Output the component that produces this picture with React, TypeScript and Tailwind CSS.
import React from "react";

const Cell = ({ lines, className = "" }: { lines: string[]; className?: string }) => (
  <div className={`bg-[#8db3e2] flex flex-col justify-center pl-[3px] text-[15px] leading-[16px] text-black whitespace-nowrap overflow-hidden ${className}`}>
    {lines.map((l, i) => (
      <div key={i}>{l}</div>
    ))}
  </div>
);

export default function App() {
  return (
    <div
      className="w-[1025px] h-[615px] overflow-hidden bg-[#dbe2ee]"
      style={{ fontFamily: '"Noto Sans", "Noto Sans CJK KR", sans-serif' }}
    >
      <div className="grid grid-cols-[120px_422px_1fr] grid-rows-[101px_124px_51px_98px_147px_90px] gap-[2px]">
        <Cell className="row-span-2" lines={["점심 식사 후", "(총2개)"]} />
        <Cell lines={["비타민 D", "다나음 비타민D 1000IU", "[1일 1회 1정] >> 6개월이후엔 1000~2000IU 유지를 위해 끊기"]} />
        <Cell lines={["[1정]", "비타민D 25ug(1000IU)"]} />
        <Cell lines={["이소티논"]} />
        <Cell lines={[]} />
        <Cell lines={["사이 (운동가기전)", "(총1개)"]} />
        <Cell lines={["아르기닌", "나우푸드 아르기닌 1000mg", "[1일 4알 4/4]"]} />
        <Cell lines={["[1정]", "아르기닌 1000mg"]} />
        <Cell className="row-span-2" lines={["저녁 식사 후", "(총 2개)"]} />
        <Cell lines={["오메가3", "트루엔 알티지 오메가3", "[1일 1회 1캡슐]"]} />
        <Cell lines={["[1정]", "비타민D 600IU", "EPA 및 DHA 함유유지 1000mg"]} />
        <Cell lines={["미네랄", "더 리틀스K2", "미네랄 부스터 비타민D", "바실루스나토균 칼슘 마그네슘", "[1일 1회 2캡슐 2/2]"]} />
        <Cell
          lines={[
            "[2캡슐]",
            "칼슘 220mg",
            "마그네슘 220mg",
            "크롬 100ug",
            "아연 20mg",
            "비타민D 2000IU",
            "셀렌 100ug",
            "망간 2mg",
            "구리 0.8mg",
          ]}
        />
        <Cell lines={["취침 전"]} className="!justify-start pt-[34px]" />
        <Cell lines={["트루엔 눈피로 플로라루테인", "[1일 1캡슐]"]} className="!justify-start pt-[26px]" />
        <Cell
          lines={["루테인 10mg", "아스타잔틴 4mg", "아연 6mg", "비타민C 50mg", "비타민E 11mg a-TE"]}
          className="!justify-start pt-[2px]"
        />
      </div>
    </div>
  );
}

=== REQUIREMENTS ===
Return nothing but the lines from the start of the listing above through the line containing "import React from", exactly as given.

=== SOLUTION TO THIS EXERCISE ===
Output the component that produces this picture with React, TypeScript and Tailwind CSS.
import React from "react";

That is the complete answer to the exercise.